WHAT IS NEEDED >>
Please transcribe the listing below in full and word for word, without its pictures.

== == ==

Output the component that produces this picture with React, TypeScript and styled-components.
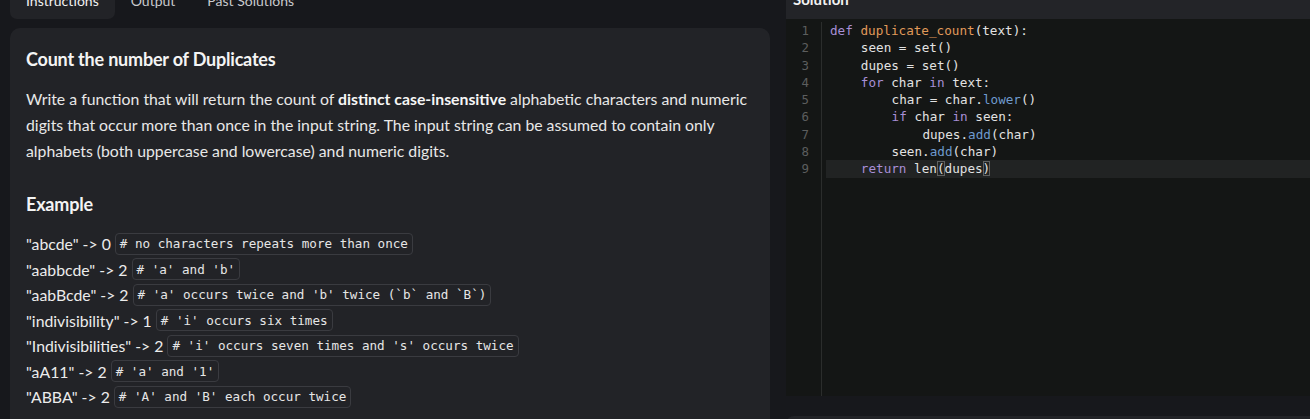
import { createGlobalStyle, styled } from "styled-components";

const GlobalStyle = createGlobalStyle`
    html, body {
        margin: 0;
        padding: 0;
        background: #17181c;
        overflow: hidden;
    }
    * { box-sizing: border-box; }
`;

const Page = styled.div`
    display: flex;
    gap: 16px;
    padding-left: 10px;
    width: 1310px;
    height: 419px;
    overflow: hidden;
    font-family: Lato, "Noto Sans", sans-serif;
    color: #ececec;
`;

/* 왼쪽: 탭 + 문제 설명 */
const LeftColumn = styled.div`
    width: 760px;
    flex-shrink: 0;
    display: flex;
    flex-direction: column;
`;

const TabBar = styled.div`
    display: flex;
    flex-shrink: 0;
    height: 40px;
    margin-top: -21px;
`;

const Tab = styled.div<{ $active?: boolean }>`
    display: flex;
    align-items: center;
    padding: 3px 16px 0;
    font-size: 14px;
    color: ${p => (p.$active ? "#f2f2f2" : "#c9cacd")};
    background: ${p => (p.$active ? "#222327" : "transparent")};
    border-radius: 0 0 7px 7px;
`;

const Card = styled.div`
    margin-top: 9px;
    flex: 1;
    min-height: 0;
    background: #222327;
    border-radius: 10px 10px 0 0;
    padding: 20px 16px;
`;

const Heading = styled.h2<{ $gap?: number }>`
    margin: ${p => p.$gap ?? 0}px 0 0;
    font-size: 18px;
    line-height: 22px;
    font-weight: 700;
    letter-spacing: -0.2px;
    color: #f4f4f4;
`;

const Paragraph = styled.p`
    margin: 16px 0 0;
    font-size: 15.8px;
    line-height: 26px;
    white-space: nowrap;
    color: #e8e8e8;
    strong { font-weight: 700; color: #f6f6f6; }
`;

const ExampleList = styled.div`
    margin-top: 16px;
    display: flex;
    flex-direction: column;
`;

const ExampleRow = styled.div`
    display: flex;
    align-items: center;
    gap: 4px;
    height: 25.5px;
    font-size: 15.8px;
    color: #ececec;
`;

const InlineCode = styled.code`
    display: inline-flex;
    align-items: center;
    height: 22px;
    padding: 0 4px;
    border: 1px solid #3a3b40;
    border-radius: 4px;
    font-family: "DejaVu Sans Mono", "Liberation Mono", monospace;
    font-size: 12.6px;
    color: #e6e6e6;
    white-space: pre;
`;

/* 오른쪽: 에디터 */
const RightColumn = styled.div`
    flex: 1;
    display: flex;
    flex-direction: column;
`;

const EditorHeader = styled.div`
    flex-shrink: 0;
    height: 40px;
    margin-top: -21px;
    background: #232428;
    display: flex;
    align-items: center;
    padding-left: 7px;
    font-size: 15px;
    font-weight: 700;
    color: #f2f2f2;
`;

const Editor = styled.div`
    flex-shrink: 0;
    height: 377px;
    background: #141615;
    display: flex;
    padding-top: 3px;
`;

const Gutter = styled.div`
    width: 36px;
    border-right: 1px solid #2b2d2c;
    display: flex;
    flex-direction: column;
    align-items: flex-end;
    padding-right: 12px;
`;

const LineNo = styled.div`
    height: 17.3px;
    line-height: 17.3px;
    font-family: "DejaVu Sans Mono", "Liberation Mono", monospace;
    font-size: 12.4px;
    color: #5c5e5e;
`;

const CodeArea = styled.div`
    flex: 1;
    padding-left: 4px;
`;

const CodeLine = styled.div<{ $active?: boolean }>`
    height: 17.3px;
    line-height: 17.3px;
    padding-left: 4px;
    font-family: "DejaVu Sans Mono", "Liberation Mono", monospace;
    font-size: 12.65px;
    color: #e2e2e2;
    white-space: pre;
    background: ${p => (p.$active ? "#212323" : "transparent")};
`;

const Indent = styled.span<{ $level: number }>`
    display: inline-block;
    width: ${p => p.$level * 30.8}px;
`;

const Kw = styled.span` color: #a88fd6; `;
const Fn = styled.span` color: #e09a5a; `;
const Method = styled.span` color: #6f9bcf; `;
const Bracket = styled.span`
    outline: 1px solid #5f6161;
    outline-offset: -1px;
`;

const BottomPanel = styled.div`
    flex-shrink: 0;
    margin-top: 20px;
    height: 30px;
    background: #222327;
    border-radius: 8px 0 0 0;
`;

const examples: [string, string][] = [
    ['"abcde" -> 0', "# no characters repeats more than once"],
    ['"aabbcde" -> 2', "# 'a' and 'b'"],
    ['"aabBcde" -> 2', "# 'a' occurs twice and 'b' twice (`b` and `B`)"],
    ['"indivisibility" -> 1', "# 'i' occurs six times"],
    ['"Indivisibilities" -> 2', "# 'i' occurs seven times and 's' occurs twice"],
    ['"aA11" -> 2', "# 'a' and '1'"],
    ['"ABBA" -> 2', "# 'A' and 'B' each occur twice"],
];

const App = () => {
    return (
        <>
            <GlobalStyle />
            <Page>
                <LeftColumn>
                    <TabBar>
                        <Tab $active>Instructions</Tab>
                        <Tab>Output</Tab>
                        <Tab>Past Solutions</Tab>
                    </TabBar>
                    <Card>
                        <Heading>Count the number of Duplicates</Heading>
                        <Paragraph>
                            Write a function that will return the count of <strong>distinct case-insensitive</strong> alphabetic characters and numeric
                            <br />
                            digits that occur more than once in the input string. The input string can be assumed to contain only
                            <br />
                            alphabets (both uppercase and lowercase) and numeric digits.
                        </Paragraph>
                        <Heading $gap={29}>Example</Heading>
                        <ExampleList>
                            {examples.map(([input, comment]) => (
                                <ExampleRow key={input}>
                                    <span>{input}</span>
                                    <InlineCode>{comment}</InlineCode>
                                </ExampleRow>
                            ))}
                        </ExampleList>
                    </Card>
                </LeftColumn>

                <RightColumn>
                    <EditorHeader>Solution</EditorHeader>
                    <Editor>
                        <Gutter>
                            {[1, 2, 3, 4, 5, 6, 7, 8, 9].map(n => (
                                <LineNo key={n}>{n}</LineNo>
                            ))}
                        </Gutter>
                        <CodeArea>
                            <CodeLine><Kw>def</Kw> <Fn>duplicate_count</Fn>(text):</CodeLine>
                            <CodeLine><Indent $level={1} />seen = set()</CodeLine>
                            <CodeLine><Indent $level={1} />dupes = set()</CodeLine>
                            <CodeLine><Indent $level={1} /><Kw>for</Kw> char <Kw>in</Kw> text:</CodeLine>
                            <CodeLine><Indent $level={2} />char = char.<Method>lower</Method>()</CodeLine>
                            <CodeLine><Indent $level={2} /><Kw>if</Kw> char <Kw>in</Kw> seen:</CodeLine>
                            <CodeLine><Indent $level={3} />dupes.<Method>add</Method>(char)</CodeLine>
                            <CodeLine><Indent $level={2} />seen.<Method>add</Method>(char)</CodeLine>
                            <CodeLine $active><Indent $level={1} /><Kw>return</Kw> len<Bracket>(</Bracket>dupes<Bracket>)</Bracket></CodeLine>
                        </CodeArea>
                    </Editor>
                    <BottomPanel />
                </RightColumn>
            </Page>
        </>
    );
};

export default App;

== == ==

ANSWER TO THE EXERCISE >>
Output the component that produces this picture with React, TypeScript and styled-components.
import { createGlobalStyle, styled } from "styled-components";

const GlobalStyle = createGlobalStyle`
    html, body {
        margin: 0;
        padding: 0;
        background: #17181c;
        overflow: hidden;
    }
    * { box-sizing: border-box; }
`;

const Page = styled.div`
    display: flex;
    gap: 16px;
    padding-left: 10px;
    width: 1310px;
    height: 419px;
    overflow: hidden;
    font-family: Lato, "Noto Sans", sans-serif;
    color: #ececec;
`;

/* 왼쪽: 탭 + 문제 설명 */
const LeftColumn = styled.div`
    width: 760px;
    flex-shrink: 0;
    display: flex;
    flex-direction: column;
`;

const TabBar = styled.div`
    display: flex;
    flex-shrink: 0;
    height: 40px;
    margin-top: -21px;
`;

const Tab = styled.div<{ $active?: boolean }>`
    display: flex;
    align-items: center;
    padding: 3px 16px 0;
    font-size: 14px;
    color: ${p => (p.$active ? "#f2f2f2" : "#c9cacd")};
    background: ${p => (p.$active ? "#222327" : "transparent")};
    border-radius: 0 0 7px 7px;
`;

const Card = styled.div`
    margin-top: 9px;
    flex: 1;
    min-height: 0;
    background: #222327;
    border-radius: 10px 10px 0 0;
    padding: 20px 16px;
`;

const Heading = styled.h2<{ $gap?: number }>`
    margin: ${p => p.$gap ?? 0}px 0 0;
    font-size: 18px;
    line-height: 22px;
    font-weight: 700;
    letter-spacing: -0.2px;
    color: #f4f4f4;
`;

const Paragraph = styled.p`
    margin: 16px 0 0;
    font-size: 15.8px;
    line-height: 26px;
    white-space: nowrap;
    color: #e8e8e8;
    strong { font-weight: 700; color: #f6f6f6; }
`;

const ExampleList = styled.div`
    margin-top: 16px;
    display: flex;
    flex-direction: column;
`;

const ExampleRow = styled.div`
    display: flex;
    align-items: center;
    gap: 4px;
    height: 25.5px;
    font-size: 15.8px;
    color: #ececec;
`;

const InlineCode = styled.code`
    display: inline-flex;
    align-items: center;
    height: 22px;
    padding: 0 4px;
    border: 1px solid #3a3b40;
    border-radius: 4px;
    font-family: "DejaVu Sans Mono", "Liberation Mono", monospace;
    font-size: 12.6px;
    color: #e6e6e6;
    white-space: pre;
`;

/* 오른쪽: 에디터 */
const RightColumn = styled.div`
    flex: 1;
    display: flex;
    flex-direction: column;
`;

const EditorHeader = styled.div`
    flex-shrink: 0;
    height: 40px;
    margin-top: -21px;
    background: #232428;
    display: flex;
    align-items: center;
    padding-left: 7px;
    font-size: 15px;
    font-weight: 700;
    color: #f2f2f2;
`;

const Editor = styled.div`
    flex-shrink: 0;
    height: 377px;
    background: #141615;
    display: flex;
    padding-top: 3px;
`;

const Gutter = styled.div`
    width: 36px;
    border-right: 1px solid #2b2d2c;
    display: flex;
    flex-direction: column;
    align-items: flex-end;
    padding-right: 12px;
`;

const LineNo = styled.div`
    height: 17.3px;
    line-height: 17.3px;
    font-family: "DejaVu Sans Mono", "Liberation Mono", monospace;
    font-size: 12.4px;
    color: #5c5e5e;
`;

const CodeArea = styled.div`
    flex: 1;
    padding-left: 4px;
`;

const CodeLine = styled.div<{ $active?: boolean }>`
    height: 17.3px;
    line-height: 17.3px;
    padding-left: 4px;
    font-family: "DejaVu Sans Mono", "Liberation Mono", monospace;
    font-size: 12.65px;
    color: #e2e2e2;
    white-space: pre;
    background: ${p => (p.$active ? "#212323" : "transparent")};
`;

const Indent = styled.span<{ $level: number }>`
    display: inline-block;
    width: ${p => p.$level * 30.8}px;
`;

const Kw = styled.span` color: #a88fd6; `;
const Fn = styled.span` color: #e09a5a; `;
const Method = styled.span` color: #6f9bcf; `;
const Bracket = styled.span`
    outline: 1px solid #5f6161;
    outline-offset: -1px;
`;

const BottomPanel = styled.div`
    flex-shrink: 0;
    margin-top: 20px;
    height: 30px;
    background: #222327;
    border-radius: 8px 0 0 0;
`;

const examples: [string, string][] = [
    ['"abcde" -> 0', "# no characters repeats more than once"],
    ['"aabbcde" -> 2', "# 'a' and 'b'"],
    ['"aabBcde" -> 2', "# 'a' occurs twice and 'b' twice (`b` and `B`)"],
    ['"indivisibility" -> 1', "# 'i' occurs six times"],
    ['"Indivisibilities" -> 2', "# 'i' occurs seven times and 's' occurs twice"],
    ['"aA11" -> 2', "# 'a' and '1'"],
    ['"ABBA" -> 2', "# 'A' and 'B' each occur twice"],
];

const App = () => {
    return (
        <>
            <GlobalStyle />
            <Page>
                <LeftColumn>
                    <TabBar>
                        <Tab $active>Instructions</Tab>
                        <Tab>Output</Tab>
                        <Tab>Past Solutions</Tab>
                    </TabBar>
                    <Card>
                        <Heading>Count the number of Duplicates</Heading>
                        <Paragraph>
                            Write a function that will return the count of <strong>distinct case-insensitive</strong> alphabetic characters and numeric
                            <br />
                            digits that occur more than once in the input string. The input string can be assumed to contain only
                            <br />
                            alphabets (both uppercase and lowercase) and numeric digits.
                        </Paragraph>
                        <Heading $gap={29}>Example</Heading>
                        <ExampleList>
                            {examples.map(([input, comment]) => (
                                <ExampleRow key={input}>
                                    <span>{input}</span>
                                    <InlineCode>{comment}</InlineCode>
                                </ExampleRow>
                            ))}
                        </ExampleList>
                    </Card>
                </LeftColumn>

                <RightColumn>
                    <EditorHeader>Solution</EditorHeader>
                    <Editor>
                        <Gutter>
                            {[1, 2, 3, 4, 5, 6, 7, 8, 9].map(n => (
                                <LineNo key={n}>{n}</LineNo>
                            ))}
                        </Gutter>
                        <CodeArea>
                            <CodeLine><Kw>def</Kw> <Fn>duplicate_count</Fn>(text):</CodeLine>
                            <CodeLine><Indent $level={1} />seen = set()</CodeLine>
                            <CodeLine><Indent $level={1} />dupes = set()</CodeLine>
                            <CodeLine><Indent $level={1} /><Kw>for</Kw> char <Kw>in</Kw> text:</CodeLine>
                            <CodeLine><Indent $level={2} />char = char.<Method>lower</Method>()</CodeLine>
                            <CodeLine><Indent $level={2} /><Kw>if</Kw> char <Kw>in</Kw> seen:</CodeLine>
                            <CodeLine><Indent $level={3} />dupes.<Method>add</Method>(char)</CodeLine>
                            <CodeLine><Indent $level={2} />seen.<Method>add</Method>(char)</CodeLine>
                            <CodeLine $active><Indent $level={1} /><Kw>return</Kw> len<Bracket>(</Bracket>dupes<Bracket>)</Bracket></CodeLine>
                        </CodeArea>
                    </Editor>
                    <BottomPanel />
                </RightColumn>
            </Page>
        </>
    );
};

export default App;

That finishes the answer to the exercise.